The Austen Playbook
Freddy Carlton knows she should be focusing on her lines for The Austen Playbook, a live-action TV event where viewers choose the outcome of each scene, but her concentration’s been blown. The palatial estate housing the endeavor is now run by the rude (brilliant) critic who’s consistently slammed her performances of late. James “Griff” Ford-Griffin has a penchant for sarcasm, a majestic nose and all the sensitivity of a sledgehammer.
She can’t take her eyes off him.
Griff can hardly focus with a contagious joy fairy flitting about near him, especially when Freddy looks at him like that. His only concern right now should be on shutting down his younger brother’s well-intentioned (disastrous) schemes—or at the very least on the production (not this one) that might save his family home from the banks.
Instead all he can think of is soft skin and vibrant curls.

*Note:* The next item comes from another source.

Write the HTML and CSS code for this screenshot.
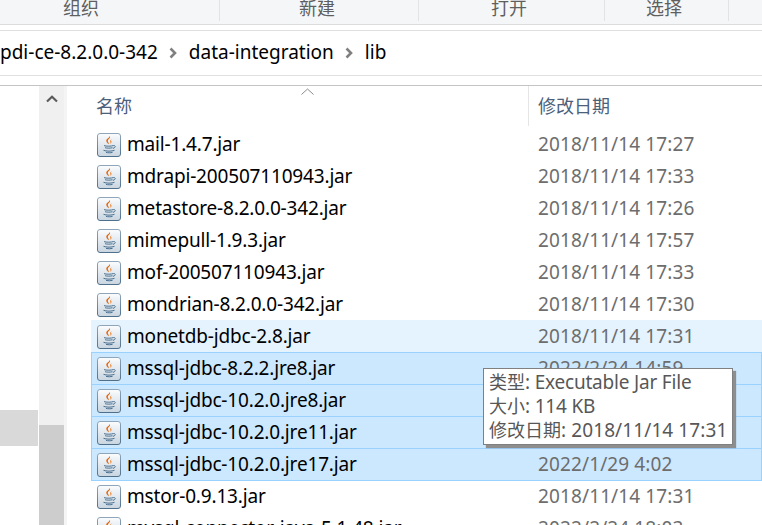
FILE: index.html
```html
<!DOCTYPE html>
<html lang="zh">
<head>
<meta charset="utf-8">
<title>lib</title>
<link rel="stylesheet" href="styles.css">
</head>
<body>
<svg class="defs" width="0" height="0" aria-hidden="true">
  <defs>
    <linearGradient id="jarbg" x1="0" y1="0" x2="0" y2="1">
      <stop offset="0" stop-color="#fbfcfd"/>
      <stop offset="1" stop-color="#c9d5e0"/>
    </linearGradient>
    <linearGradient id="jarline" x1="0" y1="0" x2="0" y2="1">
      <stop offset="0" stop-color="#8fa6ba"/>
      <stop offset="1" stop-color="#4f708c"/>
    </linearGradient>
    <symbol id="jar" viewBox="0 0 24 24">
      <rect x="0.5" y="0.5" width="23" height="23" rx="2.5" fill="url(#jarbg)" stroke="url(#jarline)"/>
      <path d="M12.800 3c1.500 2.200-3 3.400-1.800 5.800.4.900 1 1.500.9 2.400-1.900-1.200-3.400-2.800-2.300-4.700.8-1.200 2.900-1.800 3.200-3.500z" fill="#e2640f"/>
      <path d="M15 6.200c-1.700.8-2.300 1.700-1.700 3 .2.500.4 1 .1 1.700 1.500-1 1.300-2.100.8-2.800-.5-.7-.2-1.200.8-1.900z" fill="#ee8a35"/>
      <path d="M7 12.600c2 .8 7.500.8 9.500-.1M8 14.700c1.800.6 5.800.6 7.500 0M16.500 12.600c2.200-.4 2.600 1.900-.6 2.800M6.500 17.300c2.500 1.100 8.500 1.100 11 0M9 19.400c2 .5 4.500.5 6.500 0" fill="none" stroke="#4a7090" stroke-width="1"/>
    </symbol>
  </defs>
</svg>
<div class="window">
  <nav class="toolbar">
    <div class="tool tool-a"><span>组织</span></div>
    <div class="tool tool-b"><span>新建</span></div>
    <div class="tool tool-c"><span>打开</span></div>
    <div class="tool tool-d"><span>选择</span></div>
    <div class="tool tool-e"></div>
  </nav>
  <div class="address">
    <span class="crumb">pdi-ce-8.2.0.0-342</span>
    <svg class="sep" viewBox="0 0 8 12"><path d="M1.500 1.500 6 6l-4.500 4.500" fill="none" stroke="#808080" stroke-width="2.600"/></svg>
    <span class="crumb">data-integration</span>
    <svg class="sep" viewBox="0 0 8 12"><path d="M1.500 1.500 6 6l-4.500 4.500" fill="none" stroke="#808080" stroke-width="2.600"/></svg>
    <span class="crumb">lib</span>
  </div>
  <div class="content">
    <aside class="nav">
      <div class="nav-pane"><div class="nav-selected"></div></div>
      <div class="scrollbar">
        <svg class="scroll-up" viewBox="0 0 12 8"><path d="M1 6.500 6 1.800l5 4.700" fill="none" stroke="#5a5a5a" stroke-width="2.200"/></svg>
        <div class="scroll-thumb"></div>
      </div>
      <div class="gutter"></div>
    </aside>
    <main class="list">
      <header class="list-head">
        <div class="head-name">名称</div>
        <svg class="sort" viewBox="0 0 13 7"><path d="M.5 6.500 6.500 1l6 5.500" fill="none" stroke="#8a8a8a"/></svg>
        <div class="head-date">修改日期</div>
      </header>
      <div class="row"><svg class="icon"><use href="#jar"/></svg><span class="name">mail-1.4.7.jar</span><span class="date">2018/11/14 17:27</span></div>
      <div class="row"><svg class="icon"><use href="#jar"/></svg><span class="name">mdrapi-200507110943.jar</span><span class="date">2018/11/14 17:33</span></div>
      <div class="row"><svg class="icon"><use href="#jar"/></svg><span class="name">metastore-8.2.0.0-342.jar</span><span class="date">2018/11/14 17:26</span></div>
      <div class="row"><svg class="icon"><use href="#jar"/></svg><span class="name">mimepull-1.9.3.jar</span><span class="date">2018/11/14 17:57</span></div>
      <div class="row"><svg class="icon"><use href="#jar"/></svg><span class="name">mof-200507110943.jar</span><span class="date">2018/11/14 17:33</span></div>
      <div class="row"><svg class="icon"><use href="#jar"/></svg><span class="name">mondrian-8.2.0.0-342.jar</span><span class="date">2018/11/14 17:30</span></div>
      <div class="row hover"><svg class="icon"><use href="#jar"/></svg><span class="name">monetdb-jdbc-2.8.jar</span><span class="date">2018/11/14 17:31</span></div>
      <div class="row selected"><svg class="icon"><use href="#jar"/></svg><span class="name">mssql-jdbc-8.2.2.jre8.jar</span><span class="date">2022/2/24 14:59</span></div>
      <div class="row selected"><svg class="icon"><use href="#jar"/></svg><span class="name">mssql-jdbc-10.2.0.jre8.jar</span><span class="date">2022/1/29 4:02</span></div>
      <div class="row selected"><svg class="icon"><use href="#jar"/></svg><span class="name">mssql-jdbc-10.2.0.jre11.jar</span><span class="date">2022/1/29 4:02</span></div>
      <div class="row selected last"><svg class="icon"><use href="#jar"/></svg><span class="name">mssql-jdbc-10.2.0.jre17.jar</span><span class="date">2022/1/29 4:02</span></div>
      <div class="row"><svg class="icon"><use href="#jar"/></svg><span class="name">mstor-0.9.13.jar</span><span class="date">2018/11/14 17:31</span></div>
      <div class="row"><svg class="icon"><use href="#jar"/></svg><span class="name">mysql-connector-java-5.1.48.jar</span><span class="date">2022/2/24 18:03</span></div>
    </main>
  </div>
  <div class="tooltip">
    <div class="tip-line tip-type"><span class="cjk">类型</span>: Executable Jar File</div>
    <div class="tip-line tip-size"><span class="cjk">大小</span>: 114 KB</div>
    <div class="tip-line tip-date"><span class="cjk">修改日期</span>: 2018/11/14 17:31</div>
  </div>
</div>
</body>
</html>
```
FILE: styles.css
```css
html, body { margin: 0; padding: 0; background: #fff; }
body { font-family: "Noto Sans", "Noto Sans CJK SC", sans-serif; font-size: 19px; color: #000; }
.defs { position: absolute; }
.window { position: relative; width: 762px; height: 525px; overflow: hidden; }

.toolbar { display: flex; height: 24px; background: #f5f6f7; border-bottom: 1px solid #dcdcdc; color: #5f5f5f; font-size: 18px; }
.tool { height: 21px; box-sizing: border-box; border-right: 1px solid #e3e3e3; line-height: 18px; flex: none; }
.tool span { position: relative; top: -1px; }
.tool-a { width: 220px; padding-left: 63px; }
.tool-b { width: 199px; padding-left: 79px; }
.tool-c { width: 186px; padding-left: 72px; }
.tool-d { width: 124px; padding-left: 41px; }
.tool-e { flex: 1; border-right: 0; }

.address { display: flex; align-items: center; height: 44px; margin-top: 5px; border-top: 1px solid #e0e0e0; border-bottom: 1px solid #e0e0e0; overflow: hidden; line-height: 40px; }
.crumb { white-space: nowrap; position: relative; top: -1px; }
.sep { width: 8px; height: 12px; margin: 0 12px 0 11px; flex: none; }

.content { display: flex; margin-top: 9px; border-top: 1px solid #c4c4c4; height: 440px; }
.nav { display: flex; width: 91px; flex: none; }
.nav-pane { width: 39px; flex: none; padding-top: 324px; box-sizing: border-box; }
.nav-selected { width: 38px; height: 36px; background: #d9d9d9; }
.scrollbar { width: 25px; flex: none; background: #f0f0f0; display: flex; flex-direction: column; padding-top: 9px; box-sizing: border-box; }
.scroll-up { width: 12px; height: 8px; margin-left: 7px; }
.scroll-thumb { margin-top: 322px; flex: 1; background: #cdcdcd; }
.gutter { width: 3px; background: #f4f4f4; }

.list { flex: 1; min-width: 0; }
.list-head { position: relative; display: flex; height: 42px; color: #4c607a; font-size: 18px; line-height: 24px; }
.head-name { width: 438px; box-sizing: border-box; padding: 8px 0 0 5px; border-right: 1px solid #e5e5e5; height: 40px; }
.head-date { padding: 8px 0 0 9px; }
.sort { position: absolute; left: 210px; top: 2px; width: 13px; height: 7px; }

.row { display: flex; align-items: center; height: 32px; box-sizing: border-box; border: 1px solid transparent; border-bottom-width: 0; white-space: nowrap; }
.row.hover { background: #e5f3ff; }
.row.selected { background: #cce8ff; border-color: #99d1ff; }
.row.last { border-bottom-width: 1px; height: 33px; margin-bottom: -1px; }
.icon { width: 24px; height: 24px; flex: none; margin-left: 5px; }
.name { width: 411px; flex: none; margin-left: 6px; position: relative; top: -1px; letter-spacing: -0.17px; }
.date { color: #6d6d6d; position: relative; top: -1px; letter-spacing: 0.12px; }

.tooltip { position: absolute; left: 483px; top: 368px; width: 250px; height: 77px; box-sizing: border-box; padding: 1px 0 0 5px; background: #fff; border: 1px solid #808080; box-shadow: 3px 3px 1px #8e8e8e; color: #575757; line-height: 24px; white-space: nowrap; }
.tip-line { height: 24px; }
.tip-type { letter-spacing: -0.2px; }
.tip-size { letter-spacing: -0.2px; }
.tip-date { letter-spacing: 0.1px; }
.cjk { font-size: 18px; letter-spacing: 0; }
```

As he’s reluctantly dragged into her quest to rediscover her passion for the stage and Freddy is drawn into his research on a legendary theater star, the adage about appearances being deceiving proves abundantly true. It’s the unlikely start of something enormous…but a single revelation about the past could derail it all.
This book! First of all, I love all the literary and pop culture references, and not just to Jane Austen. Freddy repeatedly refers to Griff as a Slytherin (which I love, being someone who likes to assign characters to houses in the books I’m reading), and at one point teases him and his platinum blonde hair by calling him Norma Jean (Marilyn Monroe’s real name) and Malfoy (another Harry Potter reference).
Also, points for male body positivity:
“She couldn’t stop touching him. His torso was long and his body was mostly stretches of taut muscle, but not in a super pumped-up gym way. Parts of him were softer, and areas of skin roughed into scars and the odd stretch mark, and he was real and here and him.”
And just general hilarity:
“If she were a man, she’d soon be in danger of waving a giant flag that she was really, really enjoying the backrub. One of the many perks of being a woman. Willies were fun to play with, but occasionally they just seemed inconvenient. And kind of odd-looking.”
I adore Freddy. As a fellow Hufflepuff, I am on board with her cheerful, sunny, musicals and fantasy novel loving self. And while sometimes I wanted to punch Griff, I also wanted to hug him even more sometimes. His snark is really witty, and while it can be terribly cutting it’s also very candid and honest as well. Griff is very much a Darcy-type, so if you’re into your Darcy Slytherin heroes, this is for sure the book for you! Also, this book is just further proof that Slytherins and Hufflepuffs are the OTP of legend. They’re also so veryreal together (exhibit A: the shower sex scene that actually reads like what two people trying to have sex in the shower looks like, instead of every other romance novel where I find myself going ‘NUH UH, THEY WOULD DROWN.’) and have realistic squabbles and troubles – despite their very extraordinary circumstances of being an actress in the world’s wackiest choose-your-own-adventure style play and an historian/art ciritic with a zany family trying to save his crumbling down manor home. You would think they wouldn’t be very relatable, but they are and it’s wonderful and gorgeous.
The Austen Playbook is the 4th book in the London Celebrities series, and can be read as a stand-alone with no spoilers for the earlier books. I think Leo from book 3 (Making Up) is the only character from earlier in the series that makes an appearance in this book, and it’s a super minor cameo.
An ARC of this book was provided by the publisher via NetGalley in exchange for an honest review.